The Editor's Desk - 2017

Book Review: The Chaos of Empire

The Editor's Desk

By Samir Shukla


The Chaos of Empire: The British Raj and the Conquest of India
Author: Jon Wilson
(Public Affairs)

The long-accepted British narrative about its rule over India has always been suspect, a seemingly sanitized and self-serving affair, deeply mired in nostalgia. The operatives of the British rule during their time in power have written about India that suits their narrative – of bringing order to a vast and diverse populace.

Historians who have written about this have mostly gone along with this narrative, which is deftly debunked by Jon Wilson, a professor of history at King's College London, in his book The Chaos of Empire: The British Raj and the Conquest of India.
He unravels these generally accepted notions and demonstrates that in reality chaos and violence were the norm during the period. The managers of East India Company sent glowing reports back to the powers in Britain about their progress in India, but they were P.R. missives and whitewashed the reality on the ground. This is Wilson's premise in the book and he tells it all in fluidly written chapters examining different situations and different times during the period. The truth is dusted off those old nostalgia and half-truths. His analysis: The Brits and East India Company had tenuous control over the dominion at best and often resorted to violence. The East India Company was originally formulated for trade between England and India. It quickly became imperialistic, using force to further its objectives and foundations in the Subcontinent.

Wilson traces Britain's rule, known as the British Raj, from the East India Company's first transactions in the 1680s, to the formal establishment of the Raj in 1858, all the way to Indian Independence in 1947.

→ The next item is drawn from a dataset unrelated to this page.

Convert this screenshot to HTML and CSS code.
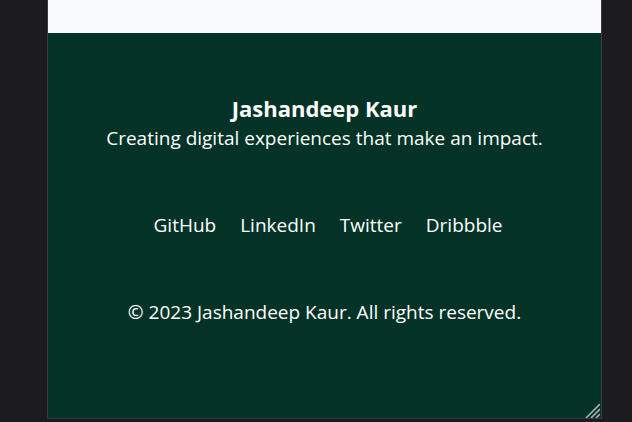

In The Chaos of Empire Wilson cites specific examples from different junctures of India's history with the British and deposes each British-written tale of the era as bunk. He points out the constant disorganization of the rotating cast of players who assumed power or command of a region that generally ensued in violence against the natives, mired in exploitation and racism, both subtle and overt. The pervasive distrust among the denizens of the country toward the British failed to synthesize the vast political and regional diversities of India. Administrators, rulers, and subjects, both British and Indian, are analyzed.

One of more telling paragraphs in the book is about the 1857 rebellion, arguably the first organized attempt to dislodge the British from India's soil. “The 1857 rebellion was not a revolt against the confident regime intent on spreading capitalism, civilization and modernity throughout the world. It was an insurgency against an anxious regime's counterproductive efforts to hold on to power."

In each chapter, Wilson tells mini tales that bring clarity to the events of specific timeframes. He backs it all up with solid research and documentation.

The administrators and soldiers' paranoia, careless governance, and distrust of locals often led to violence.

The one paragraph that describes the retelling of key moments in Indian history and the idea of British superiority is in the following graph, found in the aptly titled chapter “The Great Delusion."

“India's later British rulers and their post-imperial chronicles liked to propagate the view that imperial rule in India was a systematic form of power driven by coherent ideas. 'The Raj' is a phrase which embodies a certain kind of authoritarian high-mindedness. On television or in fiction it is now associated with unbending, stiff-lipped men capable of imposing their visions of order and hierarchy on an otherwise chaotic society. Historians of empire spend much of their time discussing those visions, tracing the British belief in the inferiority of Indian society, the rhetoric about 'civilization' and 'development', the arguments about property and the rule of law. Too often the context of those visions is absent, and texts are read with no reference to the situations they were written in. In reality, the British proclaimed their strength and purpose when their authority seemed the most fragile. In fact, as we have seen in this book, British power in India was exercised sporadically. It was driven by a succession of short-term visceral passions. It did not have a systematic vision of peace and stability, nor a way of working able to produce order. It created chaos."

The British were good at public relations, promoting their activities about building things in India – railway, government buildings, court houses – but Wilson shows they were lousy at daily governance, and when they finally departed in 1947, the country was left divided and in chaos. The violence just before and following the partition of India was the worst.

Wilson's The Chaos of Empire is as instructive as it is fun to read, denuding the perceived romanticisms of the Raj.